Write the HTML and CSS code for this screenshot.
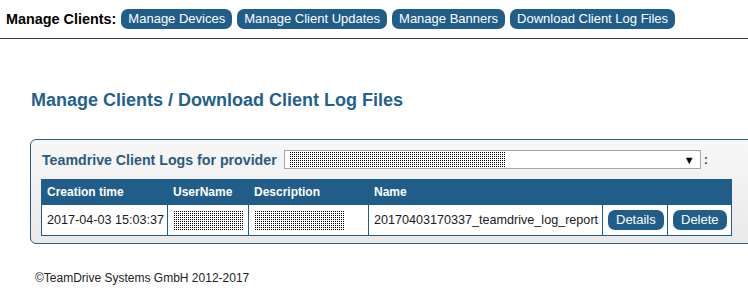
FILE: index.html
```html
<!DOCTYPE html>
<html lang="en">
<head>
    <meta charset="UTF-8">
    <title>Manage Clients</title>
    <link rel="stylesheet" href="styles.css">
</head>
<body>

    <header class="top-bar">
        <span class="top-label">Manage Clients:</span>
        <a class="nav-button" href="#">Manage Devices</a>
        <a class="nav-button" href="#">Manage Client Updates</a>
        <a class="nav-button" href="#">Manage Banners</a>
        <a class="nav-button" href="#">Download Client Log Files</a>
    </header>

    <main>
        <h1 class="page-title">Manage Clients / Download Client Log Files</h1>

        <div class="panel">
            <div class="panel-head">
                <span class="panel-label">Teamdrive Client Logs for provider</span>
                <div class="fake-select">
                    <span class="redacted select-redacted"></span>
                    <span class="select-arrow">&#9660;</span>
                </div>
                <span class="colon">:</span>
            </div>

            <table class="log-table">
                <colgroup>
                    <col class="col-time">
                    <col class="col-user">
                    <col class="col-desc">
                    <col class="col-name">
                    <col class="col-details">
                    <col class="col-delete">
                </colgroup>
                <tr>
                    <th>Creation time</th>
                    <th>UserName</th>
                    <th>Description</th>
                    <th>Name</th>
                    <th></th>
                    <th></th>
                </tr>
                <tr>
                    <td>2017-04-03 15:03:37</td>
                    <td><span class="redacted user-redacted"></span></td>
                    <td><span class="redacted desc-redacted"></span></td>
                    <td>20170403170337_teamdrive_log_report</td>
                    <td><a class="row-button" href="#">Details</a></td>
                    <td><a class="row-button" href="#">Delete</a></td>
                </tr>
            </table>
        </div>
    </main>

    <footer class="page-footer">&copy;TeamDrive Systems GmbH 2012-2017</footer>

</body>
</html>
```

FILE: styles.css
```css
html, body {
    overflow: hidden;
}

body {
    margin: 0;
    padding: 0;
    font-family: 'Liberation Sans', Arial, sans-serif;
    background: #fff;
    color: #222;
}

/* top navigation */
.top-bar {
    display: flex;
    align-items: center;
    gap: 5px;
    height: 39px;
    padding-left: 6px;
    box-sizing: border-box;
    border-bottom: 1px solid #2d3b4c;
}

.top-label {
    font-size: 14.4px;
    font-weight: bold;
    color: #000;
}

.nav-button {
    display: inline-block;
    height: 20px;
    line-height: 20px;
    padding: 0 7px;
    background-color: #205d89;
    color: #fff;
    font-size: 13px;
    text-decoration: none;
    border-radius: 7px;
}

/* main area */
main {
    padding: 0 0 0 31px;
}

.page-title {
    margin: 50px 0 0 0;
    height: 22px;
    line-height: 22px;
    font-size: 18px;
    font-weight: bold;
    color: #22608d;
}

.panel {
    width: 760px;
    margin-top: 28px;
    margin-left: -1px;
    padding: 10px 0 7px 10px;
    border: 1px solid #2a5f86;
    border-radius: 6px;
    background: linear-gradient(to bottom, #f7f7f7, #e9e9e9);
}

.panel-head {
    display: flex;
    align-items: center;
    height: 19px;
}

.panel-label {
    font-size: 14.2px;
    font-weight: bold;
    color: #2b5a7e;
    margin-left: 1px;
    margin-right: 7px;
}

.fake-select {
    display: flex;
    align-items: center;
    justify-content: space-between;
    width: 406px;
    height: 17px;
    padding: 0 5px 0 4px;
    background: #fff;
    border: 1px solid #a6a6a6;
}

.select-arrow {
    font-size: 11px;
    color: #000;
}

.colon {
    font-size: 13px;
    color: #2b5a7e;
    margin-left: 3px;
    font-weight: bold;
}

/* redacted blocks */
.redacted {
    display: inline-block;
    background-color: #fff;
    background-image: conic-gradient(#000 25%, transparent 0);
    background-size: 2px 2px;
}

.select-redacted {
    width: 216px;
    height: 15px;
}

.user-redacted {
    width: 71px;
    height: 19px;
    vertical-align: middle;
}

.desc-redacted {
    width: 90px;
    height: 19px;
    vertical-align: middle;
}

/* table */
.log-table {
    margin-top: 10px;
    border-collapse: collapse;
    table-layout: fixed;
    width: 690px;
}

.col-time { width: 126px; }
.col-user { width: 81px; }
.col-desc { width: 120px; }
.col-name { width: 234px; }
.col-details { width: 65px; }
.col-delete { width: 64px; }

.log-table th {
    height: 24px;
    padding: 0 5px;
    background-color: #205d89;
    color: #fff;
    font-size: 12px;
    font-weight: bold;
    text-align: left;
    border: 1px solid #205d89;
}

.log-table td {
    height: 30px;
    padding: 0 4px 0 5px;
    background-color: #fff;
    font-size: 12.6px;
    color: #1a1a1a;
    border: 1px solid #205d89;
    white-space: nowrap;
}

.row-button {
    display: inline-block;
    height: 20px;
    line-height: 20px;
    padding: 0 8px;
    background-color: #205d89;
    color: #fff;
    font-size: 13px;
    text-decoration: none;
    border-radius: 7px;
}

.page-footer {
    margin: 27px 0 0 35px;
    font-size: 12px;
    color: #222;
}
```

Written task – Go through the listing above and write it all out exactly, leaving out any picture.

Exercise result –
Write the HTML and CSS code for this screenshot.
FILE: index.html
```html
<!DOCTYPE html>
<html lang="en">
<head>
    <meta charset="UTF-8">
    <title>Manage Clients</title>
    <link rel="stylesheet" href="styles.css">
</head>
<body>

    <header class="top-bar">
        <span class="top-label">Manage Clients:</span>
        <a class="nav-button" href="#">Manage Devices</a>
        <a class="nav-button" href="#">Manage Client Updates</a>
        <a class="nav-button" href="#">Manage Banners</a>
        <a class="nav-button" href="#">Download Client Log Files</a>
    </header>

    <main>
        <h1 class="page-title">Manage Clients / Download Client Log Files</h1>

        <div class="panel">
            <div class="panel-head">
                <span class="panel-label">Teamdrive Client Logs for provider</span>
                <div class="fake-select">
                    <span class="redacted select-redacted"></span>
                    <span class="select-arrow">&#9660;</span>
                </div>
                <span class="colon">:</span>
            </div>

            <table class="log-table">
                <colgroup>
                    <col class="col-time">
                    <col class="col-user">
                    <col class="col-desc">
                    <col class="col-name">
                    <col class="col-details">
                    <col class="col-delete">
                </colgroup>
                <tr>
                    <th>Creation time</th>
                    <th>UserName</th>
                    <th>Description</th>
                    <th>Name</th>
                    <th></th>
                    <th></th>
                </tr>
                <tr>
                    <td>2017-04-03 15:03:37</td>
                    <td><span class="redacted user-redacted"></span></td>
                    <td><span class="redacted desc-redacted"></span></td>
                    <td>20170403170337_teamdrive_log_report</td>
                    <td><a class="row-button" href="#">Details</a></td>
                    <td><a class="row-button" href="#">Delete</a></td>
                </tr>
            </table>
        </div>
    </main>

    <footer class="page-footer">&copy;TeamDrive Systems GmbH 2012-2017</footer>

</body>
</html>
```

FILE: styles.css
```css
html, body {
    overflow: hidden;
}

body {
    margin: 0;
    padding: 0;
    font-family: 'Liberation Sans', Arial, sans-serif;
    background: #fff;
    color: #222;
}

/* top navigation */
.top-bar {
    display: flex;
    align-items: center;
    gap: 5px;
    height: 39px;
    padding-left: 6px;
    box-sizing: border-box;
    border-bottom: 1px solid #2d3b4c;
}

.top-label {
    font-size: 14.4px;
    font-weight: bold;
    color: #000;
}

.nav-button {
    display: inline-block;
    height: 20px;
    line-height: 20px;
    padding: 0 7px;
    background-color: #205d89;
    color: #fff;
    font-size: 13px;
    text-decoration: none;
    border-radius: 7px;
}

/* main area */
main {
    padding: 0 0 0 31px;
}

.page-title {
    margin: 50px 0 0 0;
    height: 22px;
    line-height: 22px;
    font-size: 18px;
    font-weight: bold;
    color: #22608d;
}

.panel {
    width: 760px;
    margin-top: 28px;
    margin-left: -1px;
    padding: 10px 0 7px 10px;
    border: 1px solid #2a5f86;
    border-radius: 6px;
    background: linear-gradient(to bottom, #f7f7f7, #e9e9e9);
}

.panel-head {
    display: flex;
    align-items: center;
    height: 19px;
}

.panel-label {
    font-size: 14.2px;
    font-weight: bold;
    color: #2b5a7e;
    margin-left: 1px;
    margin-right: 7px;
}

.fake-select {
    display: flex;
    align-items: center;
    justify-content: space-between;
    width: 406px;
    height: 17px;
    padding: 0 5px 0 4px;
    background: #fff;
    border: 1px solid #a6a6a6;
}

.select-arrow {
    font-size: 11px;
    color: #000;
}

.colon {
    font-size: 13px;
    color: #2b5a7e;
    margin-left: 3px;
    font-weight: bold;
}

/* redacted blocks */
.redacted {
    display: inline-block;
    background-color: #fff;
    background-image: conic-gradient(#000 25%, transparent 0);
    background-size: 2px 2px;
}

.select-redacted {
    width: 216px;
    height: 15px;
}

.user-redacted {
    width: 71px;
    height: 19px;
    vertical-align: middle;
}

.desc-redacted {
    width: 90px;
    height: 19px;
    vertical-align: middle;
}

/* table */
.log-table {
    margin-top: 10px;
    border-collapse: collapse;
    table-layout: fixed;
    width: 690px;
}

.col-time { width: 126px; }
.col-user { width: 81px; }
.col-desc { width: 120px; }
.col-name { width: 234px; }
.col-details { width: 65px; }
.col-delete { width: 64px; }

.log-table th {
    height: 24px;
    padding: 0 5px;
    background-color: #205d89;
    color: #fff;
    font-size: 12px;
    font-weight: bold;
    text-align: left;
    border: 1px solid #205d89;
}

.log-table td {
    height: 30px;
    padding: 0 4px 0 5px;
    background-color: #fff;
    font-size: 12.6px;
    color: #1a1a1a;
    border: 1px solid #205d89;
    white-space: nowrap;
}

.row-button {
    display: inline-block;
    height: 20px;
    line-height: 20px;
    padding: 0 8px;
    background-color: #205d89;
    color: #fff;
    font-size: 13px;
    text-decoration: none;
    border-radius: 7px;
}

.page-footer {
    margin: 27px 0 0 35px;
    font-size: 12px;
    color: #222;
}
```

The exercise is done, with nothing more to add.